Im Interesse der Berliner Hoteliers?

Wir sind nicht die Lobbyorganisation der Hotels, auch wenn wir eine Public-private-Partnership von Stadt, Flughafen, Messe, Hotels und Land Brandenburg sind. Wir brauchen vom Campingplatz über die Ferienwohnung bis zum Luxushotel alles. Wir haben den Auftrag, Stadtrendite zu generieren. Wenn wir erfolgreich sein wollen, müssen wir die Berliner mitnehmen. Es darf nicht sein, dass sich die Berliner Wohnbevölkerung dadurch bedrängt fühlt. Wir brauchen keine von Berlinern entleerten Kieze.

Schadet das Flughafendebakel – die Verzögerung beim Bau des BER – dem Tourismus?

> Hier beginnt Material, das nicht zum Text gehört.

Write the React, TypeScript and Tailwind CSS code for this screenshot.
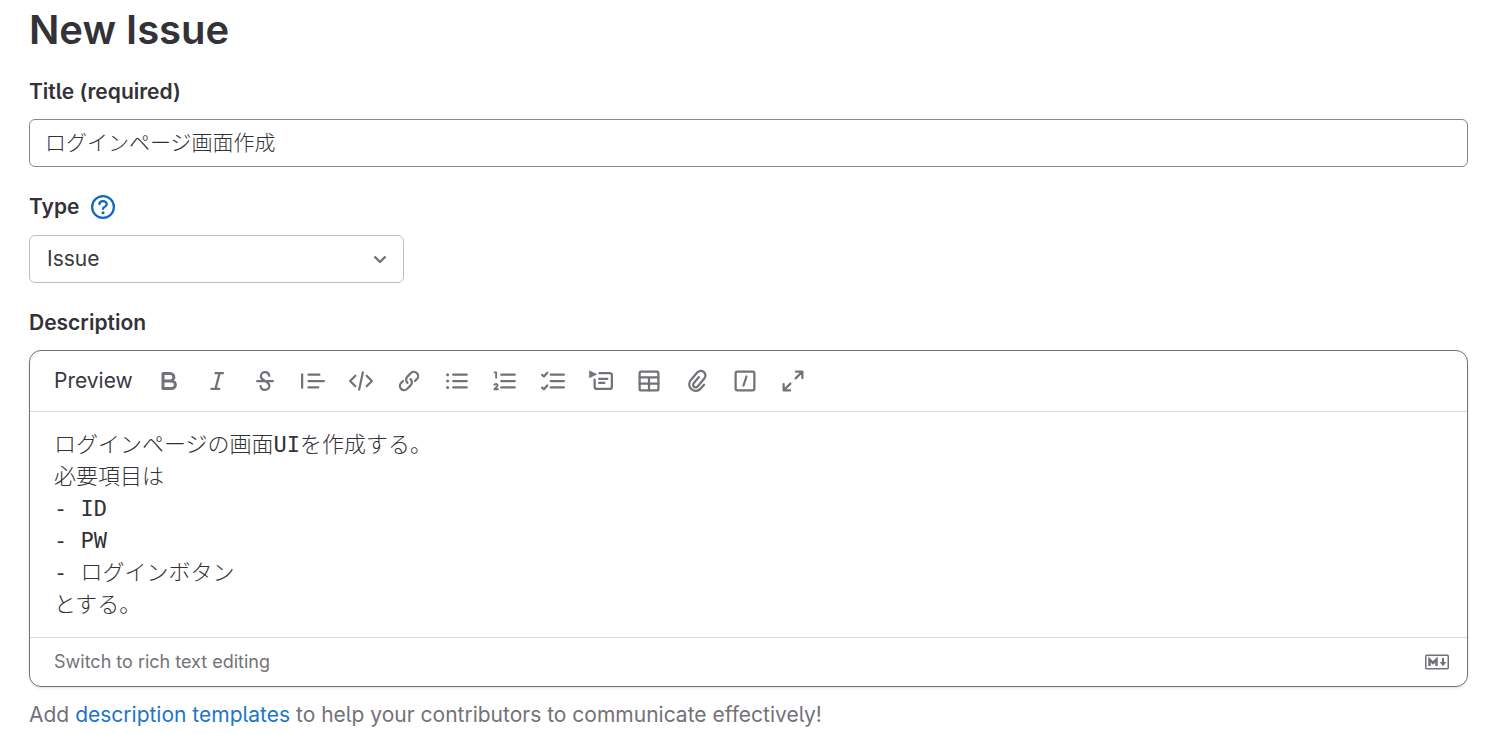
import React from 'react'

interface ToolbarItem {
  label: string
  icon: React.ReactNode
}

const listLines = 'M5.5 3.75h9M5.5 8h9M5.5 12.25h9'

const toolbarItems: ToolbarItem[] = [
  {
    label: 'Add bold text',
    icon: <path strokeWidth="2" d="M4 3h4.75a2.5 2.5 0 0 1 0 5H4m5 0h.75a2.5 2.5 0 0 1 0 5H4V3" />,
  },
  {
    label: 'Add italic text',
    icon: <path d="M7 2.75h5M4.25 13.25h5.25M9.75 2.75l-2.75 10.5" />,
  },
  {
    label: 'Add strikethrough text',
    icon: (
      <path d="M2.75 8h10.5M10.75 4.5C10.6 3 9.5 2.1 8 2.1S5.25 3.1 5.25 4.75C5.25 6.6 6.6 7.3 8 8s2.9 1.5 2.9 3.3c0 1.5-1.2 2.6-2.9 2.6s-2.8-1-2.95-2.5" />
    ),
  },
  {
    label: 'Insert a quote',
    icon: <path d="M.75 3.5v9M5 3.75h7.25M5 8h10.25M5 12.25h6.5" />,
  },
  {
    label: 'Insert code',
    icon: <path d="M4.25 4.5.75 8l3.5 3.5M11.75 4.5 15.25 8l-3.5 3.5M9.25 2.25l-2.5 11.5" />,
  },
  {
    label: 'Add a link',
    icon: (
      <path d="M7 9.25A2.9 2.9 0 0 1 6.9 5.1l2.4-2.4a2.83 2.83 0 0 1 4 4l-1.3 1.3M9 6.75a2.9 2.9 0 0 1 .1 4.15l-2.4 2.4a2.83 2.83 0 0 1-4-4L4 8" />
    ),
  },
  {
    label: 'Add a bullet list',
    icon: (
      <>
        <path d={listLines} />
        <path strokeWidth="2" d="M1.75 3.75h.01M1.75 8h.01M1.75 12.25h.01" />
      </>
    ),
  },
  {
    label: 'Add a numbered list',
    icon: (
      <>
        <path d={listLines} />
        <path strokeWidth="1.25" d="M1 2.25h1.1v3.5M.9 10.5c1-.8 2.2-.5 2.2.4 0 .8-1.4 1.6-2.2 2.6h2.4" />
      </>
    ),
  },
  {
    label: 'Add a checklist',
    icon: <path d="M6.5 3.75h8.75M6.5 8h8.75M6.5 12.25h8.75M.75 3.9l1.2 1.1L4.2 2.5M.75 12.4l1.2 1.1L4.2 11" />,
  },
  {
    label: 'Add a collapsible section',
    icon: (
      <>
        <path d="M7 2.75h6.75c.83 0 1.5.67 1.5 1.5v7.5c0 .83-.67 1.5-1.5 1.5h-8.5c-.83 0-1.5-.67-1.5-1.5V7M6.75 6.5h5.5M6.75 9.25h3.5" />
        <path fill="currentColor" strokeWidth=".5" d="M.5 1.4 5 3.5.5 5.7z" />
      </>
    ),
  },
  {
    label: 'Add a table',
    icon: (
      <>
        <rect x="1.75" y="1.75" width="12.5" height="12.5" rx="1" />
        <path d="M1.75 5.5h12.5M1.75 9.75h12.5M8 5.5v8.75" />
      </>
    ),
  },
  {
    label: 'Attach a file or image',
    icon: (
      <path
        strokeWidth="1.5"
        d="M12.7 10.5l-2.2 2.5a4.3 4.3 0 0 1-6.1.5 4.2 4.2 0 0 1-.7-5.9l4.4-5.2a3.1 3.1 0 0 1 4.4-.4 3 3 0 0 1 .4 4.3l-4.5 5.4a1.7 1.7 0 0 1-2.4.2 1.7 1.7 0 0 1-.2-2.4l3.5-4.1"
      />
    ),
  },
  {
    label: 'Add a quick action',
    icon: (
      <>
        <rect x="1.75" y="1.75" width="12.5" height="12.5" rx="1.25" />
        <path d="M9 5 7 11" />
      </>
    ),
  },
  {
    label: 'Go full screen',
    icon: <path d="M10 1.75h4.25V6M14 2 9.75 6.25M6 14.25H1.75V10M2 14l4.25-4.25" />,
  },
]

const descriptionText = `ログインページの画面UIを作成する。
必要項目は
- ID
- PW
- ログインボタン
とする。`

const labelClass = 'text-[21px] leading-8 font-semibold text-[#333238]'

function Toolbar() {
  return (
    <div className="flex h-[61px] items-center gap-[18px] border-b border-[#dcdcde] px-6">
      <button type="button" className="text-[21px] leading-8 text-[#3a383f]">
        Preview
      </button>
      <div className="flex items-center gap-3">
        {toolbarItems.map((item) => (
          <button
            key={item.label}
            type="button"
            aria-label={item.label}
            className="flex size-9 items-center justify-center rounded text-[#737278]"
          >
            <svg
              viewBox="0 0 16 16"
              className="size-6 overflow-visible"
              fill="none"
              stroke="currentColor"
              strokeWidth="1.5"
              strokeLinecap="round"
              strokeLinejoin="round"
            >
              {item.icon}
            </svg>
          </button>
        ))}
      </div>
    </div>
  )
}

export default function App() {
  const [title, setTitle] = React.useState('ログインページ画面作成')
  const [type, setType] = React.useState('issue')
  const [description, setDescription] = React.useState(descriptionText)

  return (
    <main className="bg-white pt-2 pr-[25px] pl-[29px] font-['Inter','Noto_Sans_CJK_JP',sans-serif] [font-feature-settings:'cv05']">
      <h1 className="mb-6 text-[40px] leading-[44px] font-semibold text-[#333238]">New Issue</h1>

      <form className="flex flex-col gap-6" onSubmit={(e) => e.preventDefault()}>
        <div className="flex flex-col gap-[11px]">
          <label htmlFor="issue-title" className={labelClass}>
            Title (required)
          </label>
          <input
            id="issue-title"
            type="text"
            required
            value={title}
            onChange={(e) => setTitle(e.target.value)}
            className="h-12 w-full rounded-md border border-[#89888d] px-[15px] pb-1 text-[21px] font-light text-[#333238] outline-none"
          />
        </div>

        <div className="flex flex-col gap-3">
          <div className="flex items-center gap-3">
            <label htmlFor="issue-type" className={labelClass}>
              Type
            </label>
            <button type="button" aria-label="About issue types" className="text-[#1068bf]">
              <svg viewBox="0 0 16 16" className="size-6" fill="none" stroke="currentColor" strokeWidth="1.5">
                <circle cx="8" cy="8" r="7.25" />
                <path strokeLinecap="round" strokeLinejoin="round" d="M5.6 6.1C5.7 4.8 6.7 4 8 4s2.5.8 2.5 2.1c0 1-.7 1.5-1.5 1.9-.6.3-1 .6-1 1.25" />
                <circle cx="8" cy="11.75" r="1" fill="currentColor" stroke="none" />
              </svg>
            </button>
          </div>
          <div className="relative w-[375px] max-w-full">
            <select
              id="issue-type"
              value={type}
              onChange={(e) => setType(e.target.value)}
              className="h-12 w-full appearance-none rounded-md border border-[#bfbfc3] bg-white px-[17px] text-[21px] text-[#3a383f] outline-none"
            >
              <option value="issue">Issue</option>
              <option value="incident">Incident</option>
            </select>
            <svg
              viewBox="0 0 16 16"
              className="pointer-events-none absolute top-3 right-3 size-6 text-[#737278]"
              fill="none"
              stroke="currentColor"
              strokeWidth="1.5"
              strokeLinecap="round"
              strokeLinejoin="round"
            >
              <path d="M4.75 6.75 8 10l3.25-3.25" />
            </svg>
          </div>
        </div>

        <div className="flex flex-col">
          <label htmlFor="issue-description" className={`${labelClass} mb-[11px]`}>
            Description
          </label>
          <div className="rounded-xl border border-[#737278] shadow-sm">
            <Toolbar />
            <textarea
              id="issue-description"
              rows={6}
              value={description}
              onChange={(e) => setDescription(e.target.value)}
              className="block h-[225px] w-full resize-none px-6 pt-[17px] pb-4 font-['DejaVu_Sans_Mono','Noto_Sans_CJK_JP',monospace] text-[22px] leading-8 font-light text-[#333238] outline-none"
            />
            <div className="flex h-[49px] items-center justify-between border-t border-[#dcdcde] pr-[18px] pl-6 text-[#737278]">
              <button type="button" className="text-lg leading-6">
                Switch to rich text editing
              </button>
              <a href="#markdown" aria-label="Markdown is supported">
                <svg viewBox="0 0 24 16" className="h-4 w-6" fill="none" stroke="currentColor">
                  <rect x=".75" y="1.25" width="22.5" height="13.5" rx="1" strokeWidth="1.5" />
                  <path strokeWidth="2.5" d="M4.5 12V5.5L8 9l3.5-3.5V12" />
                  <path strokeWidth="2" d="M18 4v5" />
                  <path fill="currentColor" stroke="none" d="M14.75 8h6.5L18 12.25z" />
                </svg>
              </a>
            </div>
          </div>
          <p className="mt-3 text-[21px] leading-8 text-[#737278]">
            Add{' '}
            <a href="#templates" className="text-[#1f75cb]">
              description templates
            </a>{' '}
            to help your contributors to communicate effectively!
          </p>
        </div>
      </form>
    </main>
  )
}
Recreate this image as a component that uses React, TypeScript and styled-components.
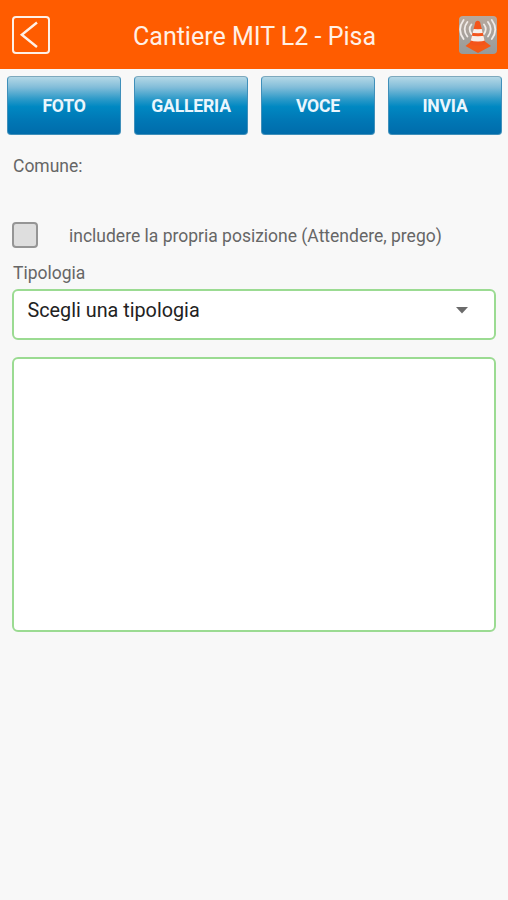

Wenn Sie sich die Wachstumsraten anschauen, ist die klare Antwort: Nein! Der Flugverkehr in Berlin wächst auch ohne den BER stärker als im deutschen Durchschnitt. Doch richtig ist auch: Solange es den neuen Flughafen nicht gibt, wird die Zahl der Interkontinentalflüge nicht zunehmen. Wir brauchen aber Direktflüge nach Tokio, Seoul, nach São Paulo.